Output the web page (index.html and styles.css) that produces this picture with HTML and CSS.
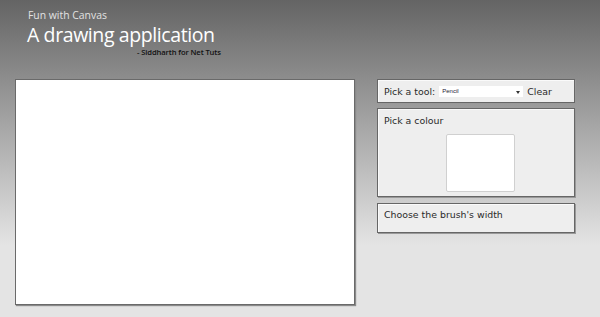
FILE: index.html
```html
<!doctype html>
<html lang="en">
<head>
  <meta charset="utf-8">
  <title>Fun with Canvas</title>
  <link rel="stylesheet" href="styles.css">
</head>
<body>

  <div class="header">
    <p class="kicker">Fun with Canvas</p>
    <h1>A drawing application</h1>
    <p class="byline">- Siddharth for Net Tuts</p>
  </div>

  <div class="main">
    <canvas id="drawing" width="340" height="225"></canvas>

    <div class="sidebar">
      <div class="panel tools">
        <label for="tool">Pick a tool:</label>
        <span class="select-wrap">
          <select id="tool">
            <option>Pencil</option>
            <option>Rectangle</option>
            <option>Line</option>
          </select>
        </span>
        <span class="clear">Clear</span>
      </div>

      <div class="panel colours">
        <p>Pick a colour</p>
        <div class="swatch"></div>
      </div>

      <div class="panel width">
        <p>Choose the brush's width</p>
      </div>
    </div>
  </div>

</body>
</html>
```

FILE: styles.css
```css
html{ background:#e4e4e4; }
body{
  margin:0; min-height:317px;
  font-family:"DejaVu Sans",Verdana,sans-serif;
  background:linear-gradient(#646464 0, #e4e4e4 245px) no-repeat;
  background-color:#e4e4e4;
}
.header{ padding:8px 0 0 28px; height:71px; box-sizing:border-box; }
.kicker{
  margin:0; font-family:"Open Sans",sans-serif; font-size:10.4px; line-height:14px;
  color:#e2e2e2;
}
h1{
  margin:2px 0 0 -1px; font-family:"Open Sans",sans-serif; font-weight:400;
  font-size:19.5px; line-height:22px; color:#fff; letter-spacing:-.4px;
}
.byline{
  margin:1px 0 0 109px; font-family:"Open Sans",sans-serif; font-size:7.6px;
  font-weight:600; line-height:10px; color:#111; letter-spacing:-.1px;
}

.main{ display:flex; align-items:flex-start; padding:8px 0 0 15px; }
#drawing{
  width:338px; height:224px; background:#fff;
  border:1px solid #6a6a6a; box-shadow:1px 1px 1px #8a8a8a;
}
.sidebar{ margin-left:22px; width:198px; display:flex; flex-direction:column; gap:5px; }
.panel{
  background:#eee; border:1px solid #666; box-shadow:1px 1px 0 #999, inset 1px 1px 0 #fafafa;
  font-size:9.4px; color:#2a2a2a; box-sizing:border-box;
}
.panel p{ margin:0; }
.tools{ height:24px; display:flex; align-items:center; padding:0 6px; }
.select-wrap{ position:relative; margin-left:4px; }
.select-wrap::after{
  content:""; position:absolute; right:3px; top:5px;
  border:2px solid transparent; border-top:3px solid #333; border-bottom:0;
}
select{
  -webkit-appearance:none; appearance:none; width:84px; height:11px;
  border:0; background:#fff; font-family:Arial,"Liberation Sans",sans-serif;
  font-size:6px; color:#223; padding:0 3px; margin:0; display:block;
}
.clear{ margin-left:4px; }
.colours{ height:89px; padding:6px 6px 0; }
.swatch{
  width:67px; height:56px; margin:8px 0 0 62px;
  background:#fff; border:1px solid #d0d0d0; border-radius:2px;
}
.width{ height:30px; padding:5px 6px 0; margin-top:1px; }
```
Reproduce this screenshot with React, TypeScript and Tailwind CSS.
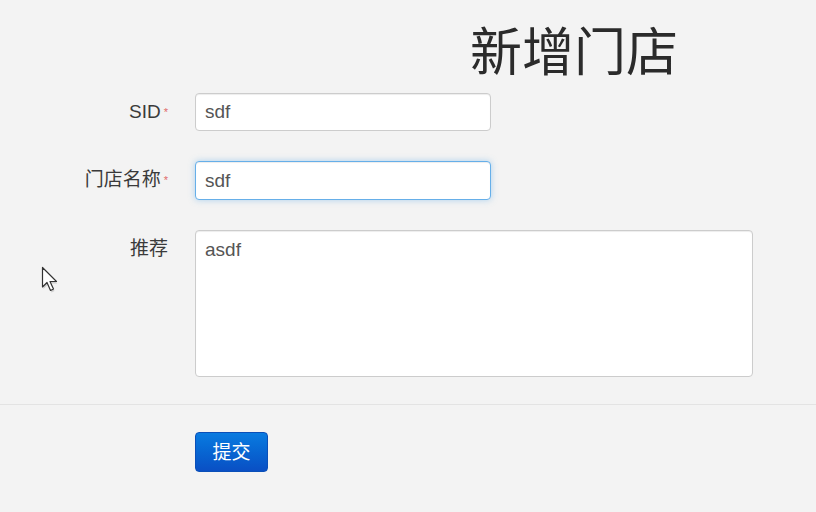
import React from 'react';

const Field: React.FC<{ label: string; required?: boolean; children: React.ReactNode }> = ({ label, required, children }) => (
  <div className="flex items-start">
    <label className="w-[170px] shrink-0 pt-[8px] pr-[2px] text-right text-[19px] leading-[22px] text-[#3a3a3a]">
      {label}
      {required && <span className="ml-[3px] align-top text-[11px] text-[#e06a6a]">*</span>}
    </label>
    <div className="ml-[25px]">{children}</div>
  </div>
);

const Cursor = () => (
  <svg className="absolute left-[41px] top-[266px]" width="22" height="30" viewBox="0 0 22 30">
    <path d="M2.5 3.5 L2.5 23 L7 18.5 L10.5 26.5 L13.5 25 L10 17.5 L16.5 17.5 Z" fill="rgba(0,0,0,0.15)" />
    <path d="M1.5 1.5 L1.5 21 L6 16.5 L9.5 24.5 L12.5 23 L9 15.5 L15.5 15.5 Z" fill="#fff" stroke="#333" strokeWidth="1.2" strokeLinejoin="round" />
  </svg>
);

export default function App() {
  return (
    <div
      className="relative h-[512px] w-[816px] overflow-hidden bg-[#f3f3f3]"
      style={{ fontFamily: '"Liberation Sans", "Noto Sans CJK SC", sans-serif' }}
    >
      <h1
        className="pl-[470px] pt-[18px] text-[52px] leading-[62px] font-normal text-[#2b2b2b]"
        style={{ fontFamily: '"Noto Sans CJK SC", serif' }}
      >
        新增门店
      </h1>

      <div className="mt-[13px] flex flex-col gap-[30px]">
        <Field label="SID" required>
          <input
            defaultValue="sdf"
            className="h-[38px] w-[296px] rounded-[4px] border border-[#ccc] bg-white px-[9px] text-[19px] text-[#555] shadow-[inset_0_1px_1px_rgba(0,0,0,0.075)] outline-none"
          />
        </Field>
        <Field label="门店名称" required>
          <input
            defaultValue="sdf"
            className="h-[39px] w-[296px] rounded-[4px] border border-[#66afe9] bg-white px-[9px] text-[19px] text-[#555] shadow-[inset_0_1px_1px_rgba(0,0,0,0.075),0_0_6px_rgba(102,175,233,0.5)] outline-none"
          />
        </Field>
        <Field label="推荐">
          <textarea
            defaultValue="asdf"
            className="block h-[147px] w-[558px] resize-none rounded-[4px] border border-[#ccc] bg-white px-[9px] py-[8px] text-[19px] leading-[22px] text-[#555] shadow-[inset_0_1px_1px_rgba(0,0,0,0.075)] outline-none"
          />
        </Field>
      </div>

      <div className="mt-[27px] border-t border-[#e3e3e3] pl-[195px] pt-[27px]">
        <button className="h-[40px] w-[73px] rounded-[4px] border border-[#0a4fb8] bg-gradient-to-b from-[#0a7be0] to-[#0a4fc4] pt-[3px] text-[19px] text-white">
          提交
        </button>
      </div>

      <Cursor />
    </div>
  );
}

§ BRIEF:
Reproduce the entries above without change, omitting all pictures.

§ PROBLEM SOLUTION:
Output the web page (index.html and styles.css) that produces this picture with HTML and CSS.
FILE: index.html
```html
<!doctype html>
<html lang="en">
<head>
  <meta charset="utf-8">
  <title>Fun with Canvas</title>
  <link rel="stylesheet" href="styles.css">
</head>
<body>

  <div class="header">
    <p class="kicker">Fun with Canvas</p>
    <h1>A drawing application</h1>
    <p class="byline">- Siddharth for Net Tuts</p>
  </div>

  <div class="main">
    <canvas id="drawing" width="340" height="225"></canvas>

    <div class="sidebar">
      <div class="panel tools">
        <label for="tool">Pick a tool:</label>
        <span class="select-wrap">
          <select id="tool">
            <option>Pencil</option>
            <option>Rectangle</option>
            <option>Line</option>
          </select>
        </span>
        <span class="clear">Clear</span>
      </div>

      <div class="panel colours">
        <p>Pick a colour</p>
        <div class="swatch"></div>
      </div>

      <div class="panel width">
        <p>Choose the brush's width</p>
      </div>
    </div>
  </div>

</body>
</html>
```

FILE: styles.css
```css
html{ background:#e4e4e4; }
body{
  margin:0; min-height:317px;
  font-family:"DejaVu Sans",Verdana,sans-serif;
  background:linear-gradient(#646464 0, #e4e4e4 245px) no-repeat;
  background-color:#e4e4e4;
}
.header{ padding:8px 0 0 28px; height:71px; box-sizing:border-box; }
.kicker{
  margin:0; font-family:"Open Sans",sans-serif; font-size:10.4px; line-height:14px;
  color:#e2e2e2;
}
h1{
  margin:2px 0 0 -1px; font-family:"Open Sans",sans-serif; font-weight:400;
  font-size:19.5px; line-height:22px; color:#fff; letter-spacing:-.4px;
}
.byline{
  margin:1px 0 0 109px; font-family:"Open Sans",sans-serif; font-size:7.6px;
  font-weight:600; line-height:10px; color:#111; letter-spacing:-.1px;
}

.main{ display:flex; align-items:flex-start; padding:8px 0 0 15px; }
#drawing{
  width:338px; height:224px; background:#fff;
  border:1px solid #6a6a6a; box-shadow:1px 1px 1px #8a8a8a;
}
.sidebar{ margin-left:22px; width:198px; display:flex; flex-direction:column; gap:5px; }
.panel{
  background:#eee; border:1px solid #666; box-shadow:1px 1px 0 #999, inset 1px 1px 0 #fafafa;
  font-size:9.4px; color:#2a2a2a; box-sizing:border-box;
}
.panel p{ margin:0; }
.tools{ height:24px; display:flex; align-items:center; padding:0 6px; }
.select-wrap{ position:relative; margin-left:4px; }
.select-wrap::after{
  content:""; position:absolute; right:3px; top:5px;
  border:2px solid transparent; border-top:3px solid #333; border-bottom:0;
}
select{
  -webkit-appearance:none; appearance:none; width:84px; height:11px;
  border:0; background:#fff; font-family:Arial,"Liberation Sans",sans-serif;
  font-size:6px; color:#223; padding:0 3px; margin:0; display:block;
}
.clear{ margin-left:4px; }
.colours{ height:89px; padding:6px 6px 0; }
.swatch{
  width:67px; height:56px; margin:8px 0 0 62px;
  background:#fff; border:1px solid #d0d0d0; border-radius:2px;
}
.width{ height:30px; padding:5px 6px 0; margin-top:1px; }
```
Reproduce this screenshot with React, TypeScript and Tailwind CSS.
import React from 'react';

const Field: React.FC<{ label: string; required?: boolean; children: React.ReactNode }> = ({ label, required, children }) => (
  <div className="flex items-start">
    <label className="w-[170px] shrink-0 pt-[8px] pr-[2px] text-right text-[19px] leading-[22px] text-[#3a3a3a]">
      {label}
      {required && <span className="ml-[3px] align-top text-[11px] text-[#e06a6a]">*</span>}
    </label>
    <div className="ml-[25px]">{children}</div>
  </div>
);

const Cursor = () => (
  <svg className="absolute left-[41px] top-[266px]" width="22" height="30" viewBox="0 0 22 30">
    <path d="M2.5 3.5 L2.5 23 L7 18.5 L10.5 26.5 L13.5 25 L10 17.5 L16.5 17.5 Z" fill="rgba(0,0,0,0.15)" />
    <path d="M1.5 1.5 L1.5 21 L6 16.5 L9.5 24.5 L12.5 23 L9 15.5 L15.5 15.5 Z" fill="#fff" stroke="#333" strokeWidth="1.2" strokeLinejoin="round" />
  </svg>
);

export default function App() {
  return (
    <div
      className="relative h-[512px] w-[816px] overflow-hidden bg-[#f3f3f3]"
      style={{ fontFamily: '"Liberation Sans", "Noto Sans CJK SC", sans-serif' }}
    >
      <h1
        className="pl-[470px] pt-[18px] text-[52px] leading-[62px] font-normal text-[#2b2b2b]"
        style={{ fontFamily: '"Noto Sans CJK SC", serif' }}
      >
        新增门店
      </h1>

      <div className="mt-[13px] flex flex-col gap-[30px]">
        <Field label="SID" required>
          <input
            defaultValue="sdf"
            className="h-[38px] w-[296px] rounded-[4px] border border-[#ccc] bg-white px-[9px] text-[19px] text-[#555] shadow-[inset_0_1px_1px_rgba(0,0,0,0.075)] outline-none"
          />
        </Field>
        <Field label="门店名称" required>
          <input
            defaultValue="sdf"
            className="h-[39px] w-[296px] rounded-[4px] border border-[#66afe9] bg-white px-[9px] text-[19px] text-[#555] shadow-[inset_0_1px_1px_rgba(0,0,0,0.075),0_0_6px_rgba(102,175,233,0.5)] outline-none"
          />
        </Field>
        <Field label="推荐">
          <textarea
            defaultValue="asdf"
            className="block h-[147px] w-[558px] resize-none rounded-[4px] border border-[#ccc] bg-white px-[9px] py-[8px] text-[19px] leading-[22px] text-[#555] shadow-[inset_0_1px_1px_rgba(0,0,0,0.075)] outline-none"
          />
        </Field>
      </div>

      <div className="mt-[27px] border-t border-[#e3e3e3] pl-[195px] pt-[27px]">
        <button className="h-[40px] w-[73px] rounded-[4px] border border-[#0a4fb8] bg-gradient-to-b from-[#0a7be0] to-[#0a4fc4] pt-[3px] text-[19px] text-white">
          提交
        </button>
      </div>

      <Cursor />
    </div>
  );
}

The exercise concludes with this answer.